"However, several other factors could also be involved," he added.
No known treatment exists to reduce the apparent risk of stroke that results from shingles infection, Kang said. "Our interest and ongoing research are focused on whether early anti-viral treatment for herpes zoster can reduce the risk of stroke," he said. "Also, from the clinical view, patients who have a shingles attack should be aware of the risk of stroke, and intensive monitoring and management of pre-existing risk factors for stroke, such as hypertension, hyperlipidemia [raised lipid levels] and diabetes, should be emphasized."
Shingles usually starts as a rash on one side of the face or body, which often causes pain, itching and tingling. Attacks can last for two to four weeks. The incidence of shingles increases with age, and the U.S. Centers for Disease Control and Prevention recommends most people over 60 be vaccinated against the virus, with the major exception being those with weakened immune systems.

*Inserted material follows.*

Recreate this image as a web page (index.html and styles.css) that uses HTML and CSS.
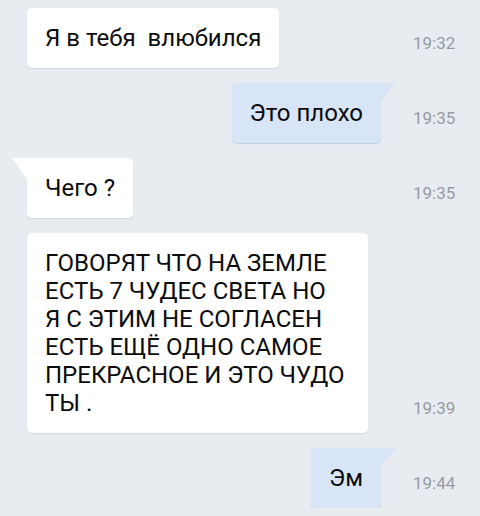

While there have been scattered reports about a possible association of shingles with stroke, "to my knowledge this is the first study to link shingles very specifically with stroke," said Dr. Daniel Lackland, professor of epidemiology and medicine at the Medical University of South Carolina, and a spokesman for the American Stroke Association.
"It might be a little too early for a lot of clinical implications here," Lackland said. "But a physician who is treating someone with shingles should emphasize the importance of traditional risk factors for stroke, and let the patient know that your risk might be a little bit increased and you should pay more attention to high blood pressure, cholesterol and the like."